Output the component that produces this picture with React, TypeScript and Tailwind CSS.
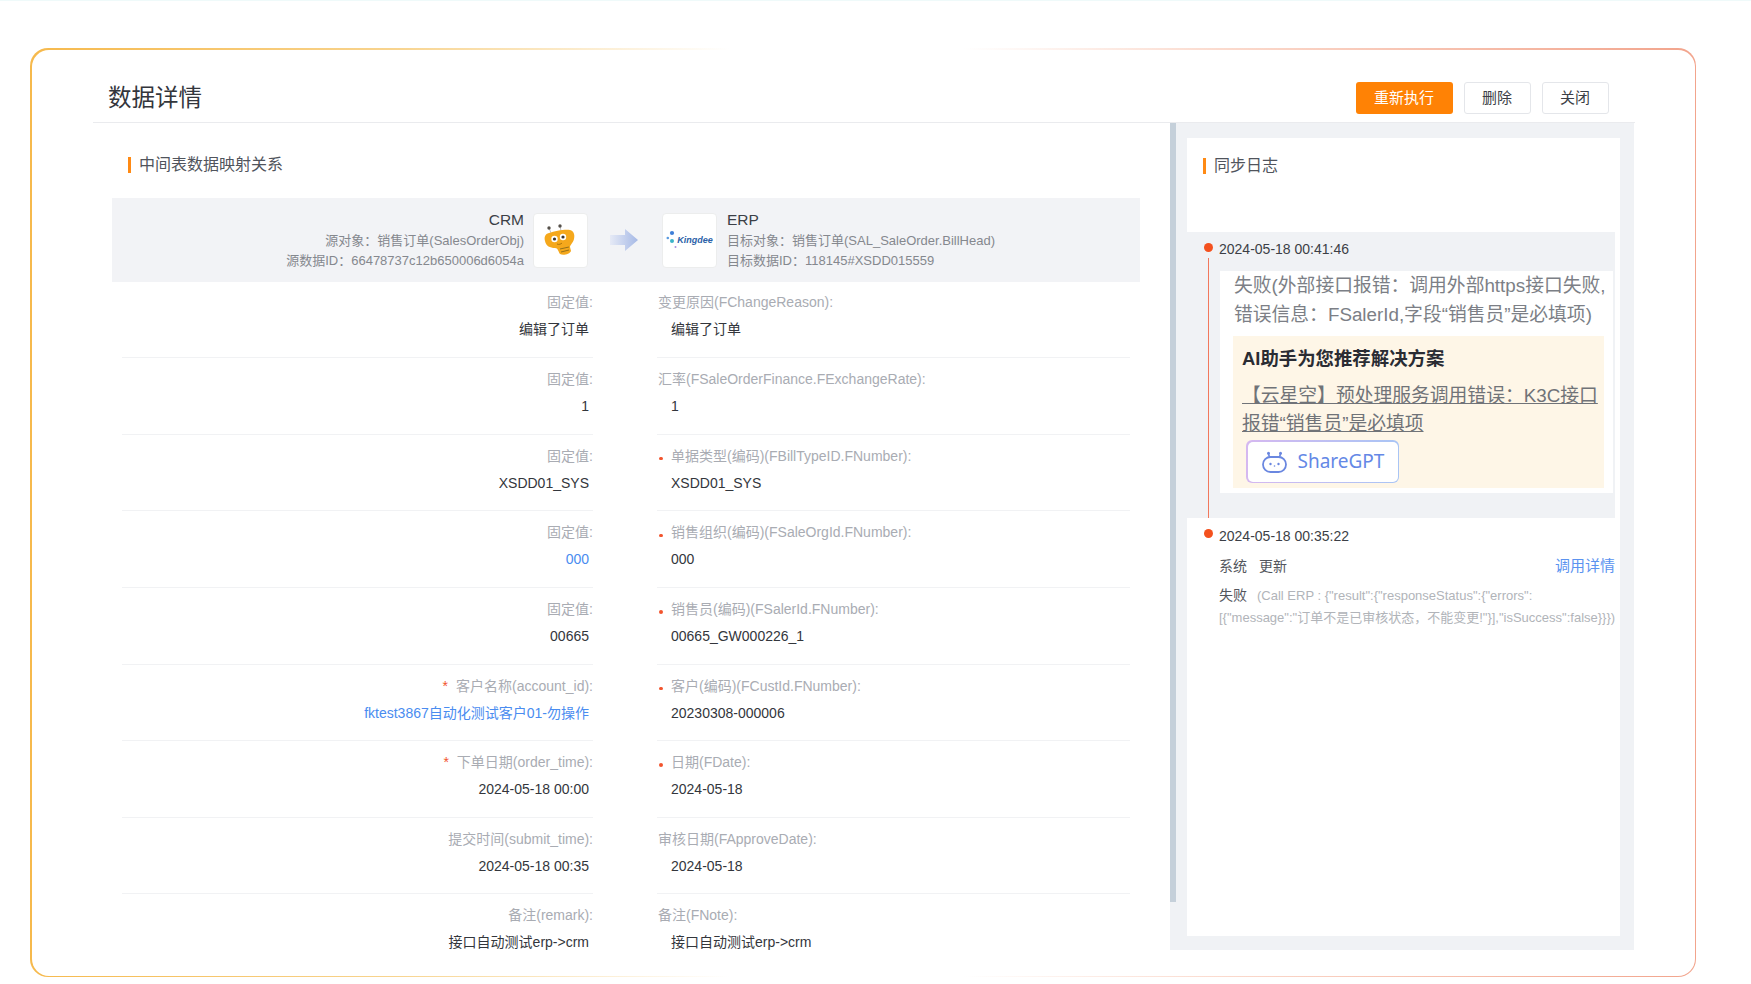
import React from "react";

const font = "font-['Liberation_Sans','Noto_Sans_CJK_SC',sans-serif]";

type Row = {
  leftLabel: string;
  leftValue: string;
  leftReq?: boolean;
  leftBlue?: boolean;
  rightLabel: string;
  rightValue: string;
  rightReq?: boolean;
};

const rows: Row[] = [
  { leftLabel: "固定值:", leftValue: "编辑了订单", rightLabel: "变更原因(FChangeReason):", rightValue: "编辑了订单" },
  { leftLabel: "固定值:", leftValue: "1", rightLabel: "汇率(FSaleOrderFinance.FExchangeRate):", rightValue: "1" },
  { leftLabel: "固定值:", leftValue: "XSDD01_SYS", rightLabel: "单据类型(编码)(FBillTypeID.FNumber):", rightValue: "XSDD01_SYS", rightReq: true },
  { leftLabel: "固定值:", leftValue: "000", leftBlue: true, rightLabel: "销售组织(编码)(FSaleOrgId.FNumber):", rightValue: "000", rightReq: true },
  { leftLabel: "固定值:", leftValue: "00665", rightLabel: "销售员(编码)(FSalerId.FNumber):", rightValue: "00665_GW000226_1", rightReq: true },
  { leftLabel: "客户名称(account_id):", leftValue: "fktest3867自动化测试客户01-勿操作", leftReq: true, leftBlue: true, rightLabel: "客户(编码)(FCustId.FNumber):", rightValue: "20230308-000006", rightReq: true },
  { leftLabel: "下单日期(order_time):", leftValue: "2024-05-18 00:00", leftReq: true, rightLabel: "日期(FDate):", rightValue: "2024-05-18", rightReq: true },
  { leftLabel: "提交时间(submit_time):", leftValue: "2024-05-18 00:35", rightLabel: "审核日期(FApproveDate):", rightValue: "2024-05-18" },
  { leftLabel: "备注(remark):", leftValue: "接口自动测试erp->crm", rightLabel: "备注(FNote):", rightValue: "接口自动测试erp->crm" },
];

function SectionTitle({ text }: { text: string }) {
  return (
    <div className="flex items-center gap-[8px] h-[16px]">
      <span className="w-[3px] h-[16px] bg-[#ff8a14]" />
      <span className="text-[16px] leading-[16px] text-[#50545c]">{text}</span>
    </div>
  );
}

function BeeLogo() {
  return (
    <svg width="53" height="53" viewBox="1 1 53 53">
      <path d="M16 15 L18 20 M27 13 L28 18" stroke="#a8a8a8" strokeWidth="0.7" />
      <circle cx="16" cy="15" r="1.7" fill="#55504a" />
      <circle cx="27" cy="13" r="1.7" fill="#55504a" />
      <path d="M16 20 C22 18 32 16 37 17 C41 18 42 22 41 26 C40 30 37 32 37 34 L38 38 C37 41 30 43 27 41 C25 38 25 35 22 35 C17 35 13 33 12 28 C11 24 12 21 16 20 Z" fill="#f5a81c" />
      <circle cx="21.5" cy="26" r="3.2" fill="#fff" />
      <circle cx="30" cy="24" r="3.2" fill="#fff" />
      <circle cx="21.5" cy="26" r="1.6" fill="#3a3530" />
      <circle cx="30" cy="24" r="1.6" fill="#3a3530" />
      <path d="M24 31 C26 32 28 31 29 30" stroke="#a56d08" strokeWidth="0.9" fill="none" />
      <path d="M27 36 L36 34 M28 39 L36 37" stroke="#8a6a1a" strokeWidth="0.9" />
    </svg>
  );
}

function KingdeeLogo() {
  return (
    <div className="flex items-center">
      <svg width="11" height="20" viewBox="0 0 11 20" className="shrink-0">
        <circle cx="6" cy="3" r="2.1" fill="#3f7fd8" />
        <circle cx="1.8" cy="8" r="1.3" fill="#5a9ae0" />
        <circle cx="6" cy="11" r="2" fill="#3cb4c8" />
        <circle cx="9.5" cy="17" r="1" fill="#a98fe0" />
      </svg>
      <span className="italic font-bold text-[9px] leading-none text-[#2a5fa8] font-['Liberation_Sans',sans-serif]">Kingdee</span>
    </div>
  );
}

function BotIcon() {
  return (
    <svg width="25" height="22" viewBox="0 0 25 22" fill="none">
      <path d="M7.5 6 L6.5 3 M17.5 6 L18.5 3" stroke="#6a87e0" strokeWidth="1.6" />
      <circle cx="6.5" cy="2.2" r="1.5" fill="#6a87e0" />
      <circle cx="18.5" cy="2.2" r="1.5" fill="#6a87e0" />
      <rect x="1" y="6" width="23" height="15" rx="7.5" stroke="#6a87e0" strokeWidth="1.8" />
      <circle cx="8.5" cy="13" r="1.2" fill="#6a87e0" />
      <circle cx="16.5" cy="13" r="1.2" fill="#6a87e0" />
      <circle cx="12.5" cy="15" r="0.8" fill="#6a87e0" />
    </svg>
  );
}

function MappingRow({ row, first }: { row: Row; first: boolean }) {
  const height = first ? "h-[76px] pt-[10px]" : "h-[76.65px] pt-[11px]";
  return (
    <div className="flex gap-[64px] ml-[29px]">
      <div className={`w-[471px] ${height} border-b border-[#f1f2f4] text-right`}>
        <div className="text-[14px] leading-[20px] text-[#a9acb3]">
          {row.leftReq && <span className="text-[#f2542d] mr-[8px]">*</span>}
          {row.leftLabel}
        </div>
        <div className={`mt-[7px] pr-[4px] text-[14px] leading-[20px] whitespace-nowrap ${row.leftBlue ? "text-[#4a8cf0]" : "text-[#33363c]"}`}>
          {row.leftValue}
        </div>
      </div>
      <div className={`w-[473px] ${height} border-b border-[#f1f2f4] pl-[1px]`}>
        <div className="flex items-center text-[14px] leading-[20px] text-[#a9acb3]">
          {row.rightReq && <span className="w-[3.5px] h-[3.5px] mt-[6px] mr-[8.5px] ml-[1px] rounded-full bg-[#f2542d]" />}
          {row.rightLabel}
        </div>
        <div className="mt-[7px] pl-[13px] text-[14px] leading-[20px] text-[#33363c]">{row.rightValue}</div>
      </div>
    </div>
  );
}

export default function App() {
  return (
    <div className={`h-[984px] w-[1751px] overflow-hidden bg-white border-t border-[#effafa] pt-[47px] pl-[30px] ${font}`}>
      {/* border is a gradient showing through the padding */}
      <div className="w-[1666px] h-[929px] rounded-[18px] p-[1.5px] bg-[linear-gradient(to_right,#f6b94c_0%,#f8d48f_22%,#ffffff_42%,#ffffff_56%,#fbd9cc_72%,#f2a48c_100%)]">
        <div className="w-full h-full rounded-[17px] bg-white pl-[61.5px] pr-[60px]">
          <div className="flex items-center justify-between h-[73.5px] border-b border-[#eaebee]">
            <h1 className="ml-[15px] mt-[24px] text-[23.5px] leading-[30px] text-[#33363c]">数据详情</h1>
            <div className="flex gap-[11px] mr-[26px] mt-[24px]">
              <button className="w-[97px] h-[32px] rounded-[3px] bg-[#ff8205] text-white text-[15px]">重新执行</button>
              <button className="w-[67px] h-[32px] rounded-[3px] border border-[#e4e6ea] bg-white text-[#3c3f46] text-[15px]">删除</button>
              <button className="w-[67px] h-[32px] rounded-[3px] border border-[#e4e6ea] bg-white text-[#3c3f46] text-[15px]">关闭</button>
            </div>
          </div>

          <div className="flex h-[827px]">
            <div className="w-[1077px] overflow-hidden">
              <div className="pt-[34px] pl-[35px] pb-[25px]">
                <SectionTitle text="中间表数据映射关系" />
              </div>
              <div className="ml-[19px] w-[1028px] h-[84px] bg-[#f2f3f6] flex items-center">
                <div className="w-[412px] text-right">
                  <div className="text-[15.5px] leading-[22px] text-[#3c3f46]">CRM</div>
                  <div className="text-[13px] leading-[20px] text-[#85888e]">源对象：销售订单(SalesOrderObj)</div>
                  <div className="text-[13px] leading-[20px] text-[#85888e]">源数据ID：66478737c12b650006d6054a</div>
                </div>
                <div className="ml-[9px] w-[55px] h-[55px] rounded-[4px] bg-white border border-[#eceded] flex items-center justify-center">
                  <BeeLogo />
                </div>
                <svg width="28" height="22" viewBox="0 0 28 22" className="ml-[22px]">
                  <defs>
                    <linearGradient id="arrowFill" x1="0" x2="1" y1="0" y2="0">
                      <stop offset="0" stopColor="#e6eaf6" />
                      <stop offset="1" stopColor="#a6b9e6" />
                    </linearGradient>
                  </defs>
                  <path d="M0 6 H15 V0 L28 11 L15 22 V16 H0 Z" fill="url(#arrowFill)" />
                </svg>
                <div className="ml-[24px] w-[55px] h-[55px] rounded-[4px] bg-white border border-[#eceded] flex items-center justify-center">
                  <KingdeeLogo />
                </div>
                <div className="ml-[10px]">
                  <div className="text-[15.5px] leading-[22px] text-[#3c3f46]">ERP</div>
                  <div className="text-[13px] leading-[20px] text-[#85888e]">目标对象：销售订单(SAL_SaleOrder.BillHead)</div>
                  <div className="text-[13px] leading-[20px] text-[#85888e]">目标数据ID：118145#XSDD015559</div>
                </div>
              </div>
              {rows.map((row, i) => (
                <MappingRow key={i} row={row} first={i === 0} />
              ))}
            </div>

            <div className="w-[464px] h-full bg-[#f0f2f5] flex">
              <div className="w-[6px] h-full">
                <div className="w-full h-[779px] bg-[#c5d0da]" />
              </div>
              <div className="ml-[11px] mt-[15px] w-[433px] h-[798px] bg-white">
                <div className="h-[94px] pt-[20px] pl-[16px]">
                  <SectionTitle text="同步日志" />
                </div>

                <div className="flex w-[428px] h-[286px] bg-[#f0f2f5]">
                  <div className="w-[32px] flex flex-col">
                    <span className="ml-[16.5px] mt-[10.5px] w-[9px] h-[9px] rounded-full bg-[#f4511e]" />
                    <span className="ml-[20.5px] mt-[6px] w-[1.5px] flex-1 bg-[#f2785c]" />
                  </div>
                  <div className="pt-[7px]">
                    <div className="text-[14px] leading-[20px] text-[#3c3f46]">2024-05-18 00:41:46</div>
                    <div className="mt-[12px] ml-[1px] w-[393px] h-[222px] bg-white">
                      <div className="pl-[14px] text-[18.8px] leading-[29px] text-[#7c7f86] whitespace-nowrap">
                        失败(外部接口报错：调用外部https接口失败,
                        <br />
                        错误信息：FSalerId,字段“销售员”是必填项)
                      </div>
                      <div className="mt-[7px] ml-[13px] w-[371px] h-[152px] bg-[#fef6e7] pt-[9px] pl-[9px]">
                        <div className="text-[18.4px] leading-[28px] font-semibold text-[#2a2c33]">AI助手为您推荐解决方案</div>
                        <div className="mt-[9px] text-[18.8px] leading-[28px] underline text-[#707378] whitespace-nowrap">
                          【云星空】预处理服务调用错误：K3C接口
                          <br />
                          报错“销售员”是必填项
                        </div>
                        <button className="mt-[2px] ml-[4px] w-[153px] h-[43px] rounded-[6px] p-[1.5px] bg-[linear-gradient(to_right,#d5b8f0,#a9c5f5)]">
                          <span className="w-full h-full rounded-[5px] bg-white flex items-center pl-[14px] gap-[11px]">
                            <BotIcon />
                            <span className="text-[19px] leading-none text-[#6488e6] font-['Noto_Sans',sans-serif]">ShareGPT</span>
                          </span>
                        </button>
                      </div>
                    </div>
                  </div>
                </div>

                <div className="flex">
                  <div className="w-[32px]">
                    <span className="block ml-[16.5px] mt-[10.5px] w-[9px] h-[9px] rounded-full bg-[#f4511e]" />
                  </div>
                  <div className="w-[396px] pt-[8px]">
                    <div className="text-[14px] leading-[20px] text-[#3c3f46]">2024-05-18 00:35:22</div>
                    <div className="mt-[10px] flex justify-between items-center">
                      <div className="text-[14px] leading-[20px] text-[#53565d]">
                        系统<span className="ml-[12px]">更新</span>
                      </div>
                      <span className="text-[15px] leading-[20px] text-[#5b93f0]">调用详情</span>
                    </div>
                    <div className="mt-[9px] text-[14px] leading-[20px] text-[#53565d] whitespace-nowrap">
                      失败<span className="ml-[10px] text-[13px] text-[#b1b4b9]">{'(Call ERP : {"result":{"responseStatus":{"errors":'}</span>
                    </div>
                    <div className="mt-[2px] text-[13px] leading-[20px] text-[#b1b4b9] whitespace-nowrap">
                      {'[{"message":"订单不是已审核状态，不能变更!"}],"isSuccess":false}}})'}
                    </div>
                  </div>
                </div>
              </div>
            </div>
          </div>
        </div>
      </div>
    </div>
  );
}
- - - -
=== Exercise ===
Each line above that holds the string "React" should be copied and shown.

=== Written solution ===
Output the component that produces this picture with React, TypeScript and Tailwind CSS.
import React from "react";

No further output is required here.